I also reckon that in almost all cases the cyclist is at more risk than anyone else on the road and it's often a good idea for them to cycle defensively, even if it does slow up some other road users. These could be offered as a partial defense for gibbleh's RLJ, but on balance I still think he shouldn't do it.
(, Thu 29 Jul 2010, 13:14, closed)
Clarification
The cycle path in question and indeed the road run through an area which is effect a large industrial estate in Sheffield. (The one that passes the airport for those in the know) It is relatively new very wide and is a combined cyclepath and footpath that sees next to no foot traffic. It is completely unobstructed and a clear run straight to the parkway. This gentleman IS just a complete ass hat
(, Thu 29 Jul 2010, 13:45, closed)
Fair enough.
I can easily believe that a cyclist is an asshat as much as anyone else.

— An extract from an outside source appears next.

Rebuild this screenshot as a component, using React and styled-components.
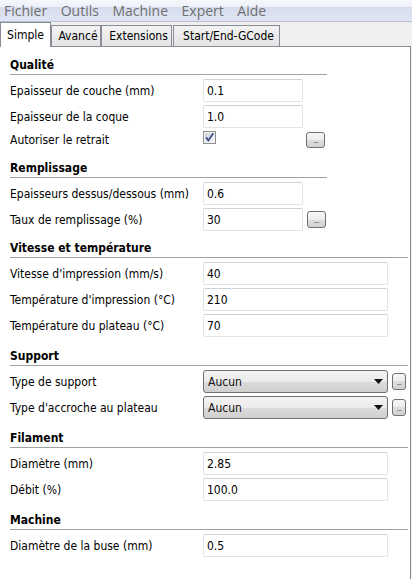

My experience of cycling among traffic is mainly in London. On those roads, if you cycle in the middle of the lane to avoid potholes, pedestrians, parked car doors etc. motorists will speed past you with their foot to the floor only to have to slam on their brakes at the red light 100m down the road (where you invariable cycle past them to wait in the cycle area). A lot of motorists seem to be absolutely determined to reach the maximum speed possible in each short stretch of road and to treat every other road user as a challenge to be overtaken. This is asshattery of the highest order because it puts other road users at risk and, at best, shaves a few seconds off their journey time because they are invariably held back by red lights. On more open roads I understand that a desire to overtake is more justified.